S D Sykes is the author of historical crime novels with a much awaited debut, Plague Land to be published in September. She describes herself as ‘lost somewhere in the 1350s’ and is growing her online presence from:
So here goes….
Martine Bailey’s Writing Process
1. What am I working on?
I am currently finishing the follow-up to An Appetite for Violets. Provisionally, it’s called The Penny Heart and is set in the 1790s in the north of England, Australia and New Zealand. It is again about a cook, but this time a former Botany Bay convict who is unwittingly employed by a naïve young wife. Deceit and double-crossing follow, uncovering a tale of revenge that culminates in murder.
When I got my wonderful two-book deal with Hodder I was living in a tiny town called Whakatane on the east cape of New Zealand. My agent warned me I should have a synopsis ready so I asked myself what I was equipped to write in a beautiful solitude that lacked any museums or specialist libraries.
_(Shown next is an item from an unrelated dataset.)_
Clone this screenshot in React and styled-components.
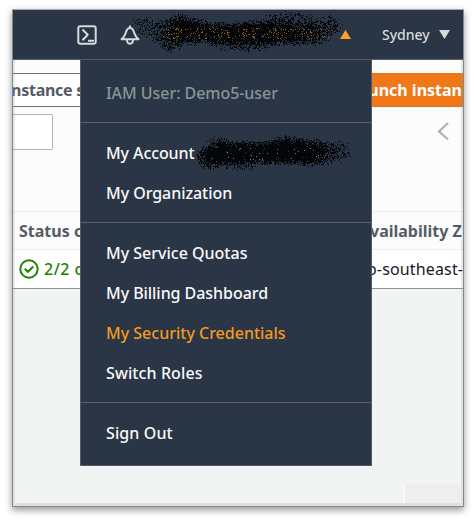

I decided I had my memories and identity from Britain and also lots of powerful Antipodean history about castaways and convicts.
2. How does my work differ from others?
I like to use material objects like the Penny Hearts produced by convicts as the starting point for my fiction. An Appetite for Violets was also very much inspired by objects, in that case Household Books and the marks women made in them, recording their domestic hopes, lists and recipes. Without wanting to sound overly pretentious, I am influenced by Roland Barthes’ idea that photographs and other memorial objects, instead of making the reality of now more solid, gain their power by reminding us of the world’s ever changing nature.
I also obsessively seek out experiences and places to write about. I usually visit the locations I write about and make notes on the essence of a place, its sounds and flavours. So learning about Georgian Cookery with Ivan Day was a rich and inspiring source and also sampling fashion and food with Georgian Re-enactors.
3. Why do I write what I do
This is certainly the most difficult of the four questions. When I was a little girl living on a Manchester council estate the idea of being a writer seemed impossible. Fairy tales, being taken by my Dutch grandparents to King Ludwig’s Bavarian castles, a creative family, dressing up and play-acting stories – all of these fed into the mix somewhere.
Writers who have inspired me are Mary Renault and Daphne du Maurier, as well as the eightteenth century Gothic and contemporary crime writers such as the excellent Ruth Rendell/Barbara Vine and Andrew Taylor.
Historical fiction appeals to me because of its sense of the ordinary containing the extraordinary, its tensions particularly around women’s lives, and the remarkable food and material objects. The language too, is a delightful collision of enlightenment civility and hyper-expressive criminal slang. But in the end, the Georgian era is probably just the historical period in which the Ladybird edition of Cinderella is so perfectly set.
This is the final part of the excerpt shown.